The country is widely perceived in Europe to deal with the taxes of the US tech giants with kid gloves – a the expense of the more populous EU states.

In its time-worn language, the report of the European Council urges Ireland to “limit the scope and number of tax expenditures, and broaden the tax base”.

It also wants the Government to “continue to address features of the tax system that may facilitate aggressive tax planning, and to focus in particular on outbound payments”, a reference to the tech giants using Irish corporate tax structures to repatriate EU-wide revenues back to the US.

On carbon taxes, the EU wants the Government to cut its fossil fuel subsidies and to send “a stronger price signal to investors by committing to a schedule of increases in the carbon tax over the next decade”.

Nonetheless, the end-of-term scorecard will likely put up few hurdles for Minister Donohoe should he be tempted to pump up current spending or reduce personal income taxes in his October budget, ahead of the possibility of the coalition calling a general election.

The report says the Government is on course to achieve its medium budget target in 2020. And in these times of heightened economic uncertainty, it reiterates the recommendation “windfall gains” – a reference to the huge corporate tax bounties that have swelled the Government’s coffers in recent years – ought to be used to pay down sovereign debt.

Minister Donohoe could likely reply that the proposed funding of the so-called Rainy Day pot will help do just that.

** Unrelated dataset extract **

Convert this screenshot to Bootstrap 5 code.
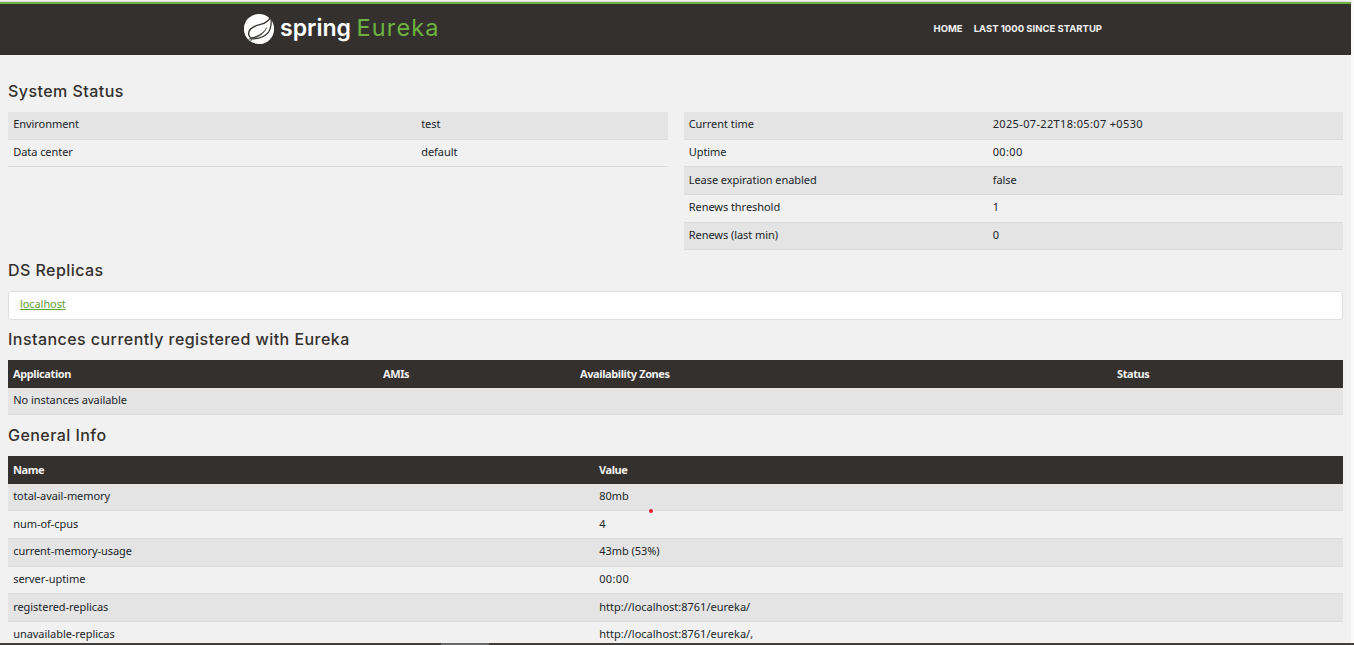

And he could hail the EU’s finding that the Government’s targets to reduce gross debt to 51.6% of GDP in 2023 are “plausible”, even though the commission adds that debt-cutting measures from 2020 “have not been sufficiently specified”.

On social and long term issues, the report makes less comfortable reading for the Government.

On the housing crisis, it notes “years of low investment” has left a scarcity of affordable and social housing, while a shortage of “appropriate infrastructure in the areas of clean transport and energy, water and ultrafast broadband” restricts business growth opportunities.

It warns again on health care spending.

And on skewed nature of Ireland’s economic prosperity across the regions, it notes “significant” imbalances: GDP in the Southern and Eastern GDP surged 74% between 2000 and 2016, “63 percentage points more than in the Border, Midland, and Western region”.

The growth disparity has got worse since 2012, it says.